### Problem to solve
Report the count of lines that carry the string "React", and add nothing.

- - - - -

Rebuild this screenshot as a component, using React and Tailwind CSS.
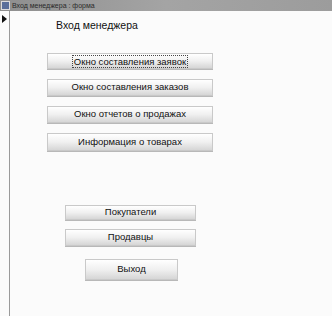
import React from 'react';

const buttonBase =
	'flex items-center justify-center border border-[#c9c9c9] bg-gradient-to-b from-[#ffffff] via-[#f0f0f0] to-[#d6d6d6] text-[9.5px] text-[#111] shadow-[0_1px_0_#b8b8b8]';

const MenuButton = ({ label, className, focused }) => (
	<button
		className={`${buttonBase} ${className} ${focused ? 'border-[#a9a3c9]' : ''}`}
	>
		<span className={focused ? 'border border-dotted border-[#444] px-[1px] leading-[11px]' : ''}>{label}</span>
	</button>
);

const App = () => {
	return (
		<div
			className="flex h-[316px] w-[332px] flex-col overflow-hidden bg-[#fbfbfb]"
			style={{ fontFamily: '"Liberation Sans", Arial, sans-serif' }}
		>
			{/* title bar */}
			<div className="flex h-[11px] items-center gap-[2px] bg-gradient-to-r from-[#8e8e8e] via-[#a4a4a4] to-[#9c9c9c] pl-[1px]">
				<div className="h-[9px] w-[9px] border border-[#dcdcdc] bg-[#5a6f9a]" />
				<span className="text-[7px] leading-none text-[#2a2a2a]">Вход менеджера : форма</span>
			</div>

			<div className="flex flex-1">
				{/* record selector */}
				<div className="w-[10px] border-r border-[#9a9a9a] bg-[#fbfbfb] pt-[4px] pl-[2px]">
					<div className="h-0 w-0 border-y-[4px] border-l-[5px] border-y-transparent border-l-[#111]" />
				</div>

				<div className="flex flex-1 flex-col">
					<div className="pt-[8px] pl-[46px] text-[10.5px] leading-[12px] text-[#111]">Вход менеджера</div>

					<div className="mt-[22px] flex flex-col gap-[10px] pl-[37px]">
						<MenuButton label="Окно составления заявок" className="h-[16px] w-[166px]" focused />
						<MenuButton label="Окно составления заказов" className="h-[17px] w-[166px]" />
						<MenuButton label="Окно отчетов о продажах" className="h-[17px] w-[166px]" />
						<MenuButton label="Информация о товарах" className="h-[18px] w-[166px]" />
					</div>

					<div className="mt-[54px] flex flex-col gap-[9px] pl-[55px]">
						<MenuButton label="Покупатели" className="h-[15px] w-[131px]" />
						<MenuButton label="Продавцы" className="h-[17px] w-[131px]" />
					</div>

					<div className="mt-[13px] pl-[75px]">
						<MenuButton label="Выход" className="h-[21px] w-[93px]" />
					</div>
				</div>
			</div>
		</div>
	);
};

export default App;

- - - - -

### Solved exercise
2